DATASET EXCERPT —
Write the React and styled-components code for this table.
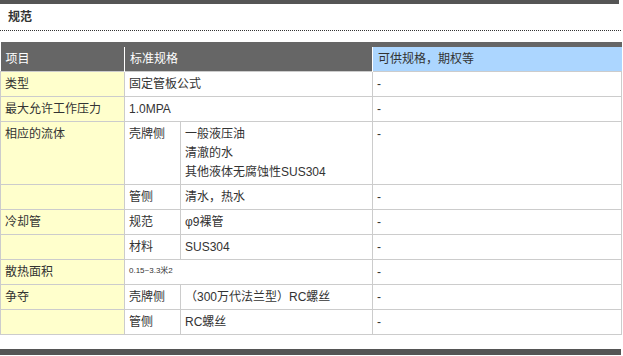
import React from "react";
import styled, { createGlobalStyle } from "styled-components";

const Global = createGlobalStyle`
  html, body { margin: 0; padding: 0; background: #fff; }
  body { font-family: "Liberation Sans", "Noto Sans CJK SC", sans-serif; color: #333; }
`;

const Page = styled.div`
  width: 621px;
  display: flex;
  flex-direction: column;
`;

const Bar = styled.div`
  height: ${(p) => p.$h}px;
  width: ${(p) => p.$w}px;
  margin-top: ${(p) => p.$mt || 0}px;
  background: #555;
`;

const Title = styled.h2`
  margin: 0;
  height: 26px;
  padding-left: 8px;
  font-size: 12px;
  font-weight: bold;
  line-height: 27px;
  color: #333;
  border-bottom: 1px dotted #333;
`;

const Table = styled.table`
  margin-top: 11px;
  width: 621px;
  table-layout: fixed;
  border-collapse: collapse;
  border-top: 5px solid #666;
  font-size: 12px;
  line-height: 19px;
`;

const Th = styled.th`
  background: ${(p) => (p.$blue ? "#acd6ff" : "#666")};
  color: ${(p) => (p.$blue ? "#333" : "#fff")};
  font-weight: normal;
  text-align: left;
  padding: 3px 5px 2px;
  border-left: 1px solid #fff;
  &:first-child { border-left: none; }
`;

const Td = styled.td`
  background: ${(p) => (p.$yellow ? "#ffffcc" : "#fff")};
  border: 1px solid #ccc;
  padding: 3px 5px 2px 4px;
  vertical-align: top;
  font-size: ${(p) => (p.$small ? "8px" : "12px")};
  line-height: ${(p) => (p.$small ? "15px" : "19px")};
  color: #333;
  white-space: nowrap;
`;

const rows = [
  { k: "类型", v: "固定管板公式" },
  { k: "最大允许工作压力", v: "1.0MPA" },
  { k: "相应的流体", a: "壳牌侧", b: ["一般液压油", "清澈的水", "其他液体无腐蚀性SUS304"] },
  { k: "", a: "管侧", b: ["清水，热水"] },
  { k: "冷却管", a: "规范", b: ["φ9裸管"] },
  { k: "", a: "材料", b: ["SUS304"] },
  { k: "散热面积", v: "0.15~3.3米2", small: true },
  { k: "争夺", a: "壳牌侧", b: ["（300万代法兰型）RC螺丝"] },
  { k: "", a: "管侧", b: ["RC螺丝"] },
];

export default function App() {
  return (
    <>
      <Global />
      <Page>
        <Bar $h={4} $w={619} />
        <Title>规范</Title>
        <Table>
          <colgroup>
            <col style={{ width: 124 }} />
            <col style={{ width: 56 }} />
            <col style={{ width: 192 }} />
            <col style={{ width: 249 }} />
          </colgroup>
          <thead>
            <tr>
              <Th>项目</Th>
              <Th colSpan={2}>标准规格</Th>
              <Th $blue>可供规格，期权等</Th>
            </tr>
          </thead>
          <tbody>
            {rows.map((r, i) => (
              <tr key={i}>
                <Td $yellow>{r.k}</Td>
                {r.v !== undefined ? (
                  <Td colSpan={2} $small={r.small}>{r.v}</Td>
                ) : (
                  <>
                    <Td>{r.a}</Td>
                    <Td>
                      {r.b.map((line, j) => (
                        <div key={j}>{line}</div>
                      ))}
                    </Td>
                  </>
                )}
                <Td>-</Td>
              </tr>
            ))}
          </tbody>
        </Table>
        <Bar $h={6} $w={621} $mt={14} />
      </Page>
    </>
  );
}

EXERCISE —
Output an exact copy of the material, with the pictures removed.

COMPLETED TASK —
Write the React and styled-components code for this table.
import React from "react";
import styled, { createGlobalStyle } from "styled-components";

const Global = createGlobalStyle`
  html, body { margin: 0; padding: 0; background: #fff; }
  body { font-family: "Liberation Sans", "Noto Sans CJK SC", sans-serif; color: #333; }
`;

const Page = styled.div`
  width: 621px;
  display: flex;
  flex-direction: column;
`;

const Bar = styled.div`
  height: ${(p) => p.$h}px;
  width: ${(p) => p.$w}px;
  margin-top: ${(p) => p.$mt || 0}px;
  background: #555;
`;

const Title = styled.h2`
  margin: 0;
  height: 26px;
  padding-left: 8px;
  font-size: 12px;
  font-weight: bold;
  line-height: 27px;
  color: #333;
  border-bottom: 1px dotted #333;
`;

const Table = styled.table`
  margin-top: 11px;
  width: 621px;
  table-layout: fixed;
  border-collapse: collapse;
  border-top: 5px solid #666;
  font-size: 12px;
  line-height: 19px;
`;

const Th = styled.th`
  background: ${(p) => (p.$blue ? "#acd6ff" : "#666")};
  color: ${(p) => (p.$blue ? "#333" : "#fff")};
  font-weight: normal;
  text-align: left;
  padding: 3px 5px 2px;
  border-left: 1px solid #fff;
  &:first-child { border-left: none; }
`;

const Td = styled.td`
  background: ${(p) => (p.$yellow ? "#ffffcc" : "#fff")};
  border: 1px solid #ccc;
  padding: 3px 5px 2px 4px;
  vertical-align: top;
  font-size: ${(p) => (p.$small ? "8px" : "12px")};
  line-height: ${(p) => (p.$small ? "15px" : "19px")};
  color: #333;
  white-space: nowrap;
`;

const rows = [
  { k: "类型", v: "固定管板公式" },
  { k: "最大允许工作压力", v: "1.0MPA" },
  { k: "相应的流体", a: "壳牌侧", b: ["一般液压油", "清澈的水", "其他液体无腐蚀性SUS304"] },
  { k: "", a: "管侧", b: ["清水，热水"] },
  { k: "冷却管", a: "规范", b: ["φ9裸管"] },
  { k: "", a: "材料", b: ["SUS304"] },
  { k: "散热面积", v: "0.15~3.3米2", small: true },
  { k: "争夺", a: "壳牌侧", b: ["（300万代法兰型）RC螺丝"] },
  { k: "", a: "管侧", b: ["RC螺丝"] },
];

export default function App() {
  return (
    <>
      <Global />
      <Page>
        <Bar $h={4} $w={619} />
        <Title>规范</Title>
        <Table>
          <colgroup>
            <col style={{ width: 124 }} />
            <col style={{ width: 56 }} />
            <col style={{ width: 192 }} />
            <col style={{ width: 249 }} />
          </colgroup>
          <thead>
            <tr>
              <Th>项目</Th>
              <Th colSpan={2}>标准规格</Th>
              <Th $blue>可供规格，期权等</Th>
            </tr>
          </thead>
          <tbody>
            {rows.map((r, i) => (
              <tr key={i}>
                <Td $yellow>{r.k}</Td>
                {r.v !== undefined ? (
                  <Td colSpan={2} $small={r.small}>{r.v}</Td>
                ) : (
                  <>
                    <Td>{r.a}</Td>
                    <Td>
                      {r.b.map((line, j) => (
                        <div key={j}>{line}</div>
                      ))}
                    </Td>
                  </>
                )}
                <Td>-</Td>
              </tr>
            ))}
          </tbody>
        </Table>
        <Bar $h={6} $w={621} $mt={14} />
      </Page>
    </>
  );
}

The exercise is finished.